|
Invasion of the Content, Privacy Snatchers
by Marc Wilson
More than half the traffic on newspaper websites - at least on TownNews.com's 1,500 sites - comes from non-humans.
In July, 60 percent of the 782 million page views in our Chicago data center came from electronic spiders and "bots."
Our tracking showed that 14 percent of the traffic came from Yahoo, nine percent from Microsoft, seven percent from Google, two percent from Vocus and one percent from the QRobo ENews robot. The rest basically comes from sources we can't accurately identify (for a variety of reasons).
What are these spiders and bots doing? We know that the major search engines - Google, Yahoo! and Microsoft - are indexing information to make it easier for consumers to find data.
Vocus.com is new on our radar screen, and averaged 260,000 page views a day on TownNews.com sites in July - over 8 million page views for the month. According to its website, Vocus.com offers "On-Demand Software for Public Relations Management."
The company says it allows its customers to "monitor any and all coverage ... across traditional and social media - so you can capture broadcast, print, online as well as millions of quality blogs, Twitter, Facebook, LinkedIn, and more.... What took hours is now done automatically."
Think of Vocus as a Digital Age clipping service. (Remember when virtually all newspaper associations ran clipping services?)
Some 27 percent of our traffic is coming from unidentified "others" who we try to unmask, but don't seem to want to be found. The unidentified spiders and robots come from various locations (or I.P. addresses) and they thwart our efforts to identify and/or block them by continually changing I.P. addresses. Most of them don't honor Internet protocols that govern rules of data usage.
We can't even track down who QRobo ENews is. They (it) account(s) for 1 percent of our total traffic (or 130,000 page views a day), and we can't track them down to even have a clue what they're doing. The web crawlers were coming from Internet servers in Asia. (Our systems team blocked ORobo ENews from having access to our servers as of Aug. 10. We have blocked numerous other Internet companies who are in direct competition with our customers, such as Topix.)
All these companies use content generated by newspapers for various purposes. Google, Yahoo! and Microsoft have sold millions of dollars in advertising around contextual and behavioral-targeted advertising around this and other Internet content.
This is not necessarily a symbiotic relationship. As Internet advertising has grown, newspaper advertising has dwindled. Start-up companies funded by venture capital and angel money cropped up regularly with hopes of using new technology and others' content to become the next Internet success story - and damn the content providers.
Consumers, too, should have concerns. The unbridled development of technology and the parsing of data raise privacy concerns. Data tracking and parsing enable companies of all sorts to know huge amounts of information about individuals.
This technology and data mining enable creation of great products, but it also opens potential problems.
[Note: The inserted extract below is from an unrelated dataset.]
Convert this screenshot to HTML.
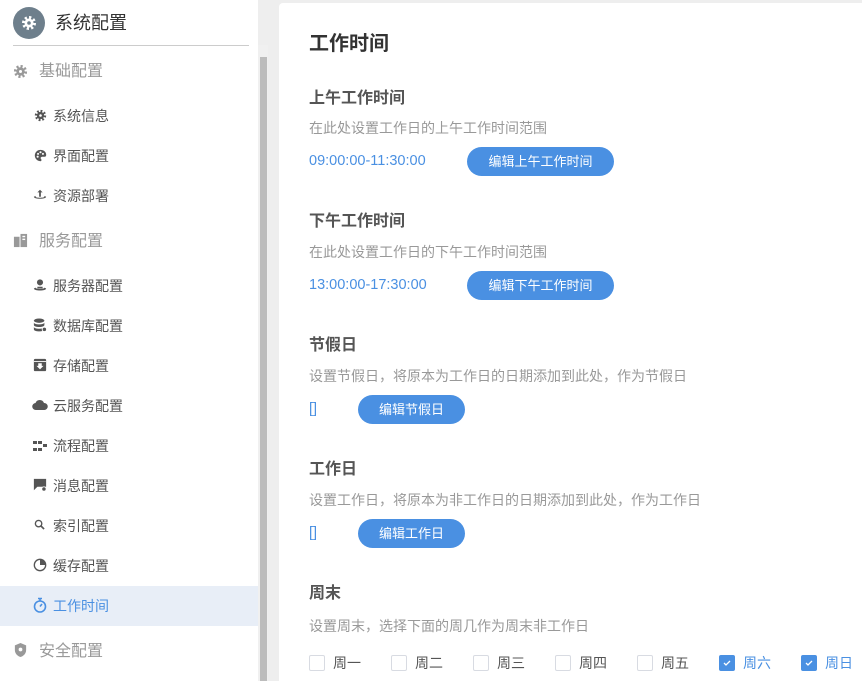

Data collected by spiders, cookies, emails and information voluntarily submitted to social media sites allow technology companies to "know" the preferences and desires of consumers. The data, potentially, can be shared and used in ways detrimental to the unwitting consumer by companies intent on becoming the next Internet titans.
The largest Internet company, Google, is looking at new ways to marry data knowledge with user needs. Google co-founder Larry Page recently said: "We are moving very fast. There are lots of new uses for the data." This coming from the head of one of the most scrupulous Web companies, whose famous motto is "Do no evil." Other companies, I fear, know no boundaries.
Government wants access to the data. China has battled with Google over data access. Research in Motion (makers of Blackberry phones) is fighting with Saudia Arabia and Qatar over data access and security.
In the U.S., the Obama administration recently asked Congress to give the FBI. clear authority to obtain the context of emails and other Internet-based communications without first obtaining a warrant from a judge. The Democratic chairman of the Senate Judiciary Committee, Sen. Patrick Leahy, said the proposal raises "serious privacy and civil liberties concerns."
Digital Age technology has given us many great advances, but not without raising concerns about copyright protections, privacy protection and possible governmental snooping and other abuses.
What we don't know can hurt us. Technology wizards - backed by angel investors and investment bankers - will always be one step ahead of those who potentially suffer collateral damage.
We will continue to be vigilant. So should you.
|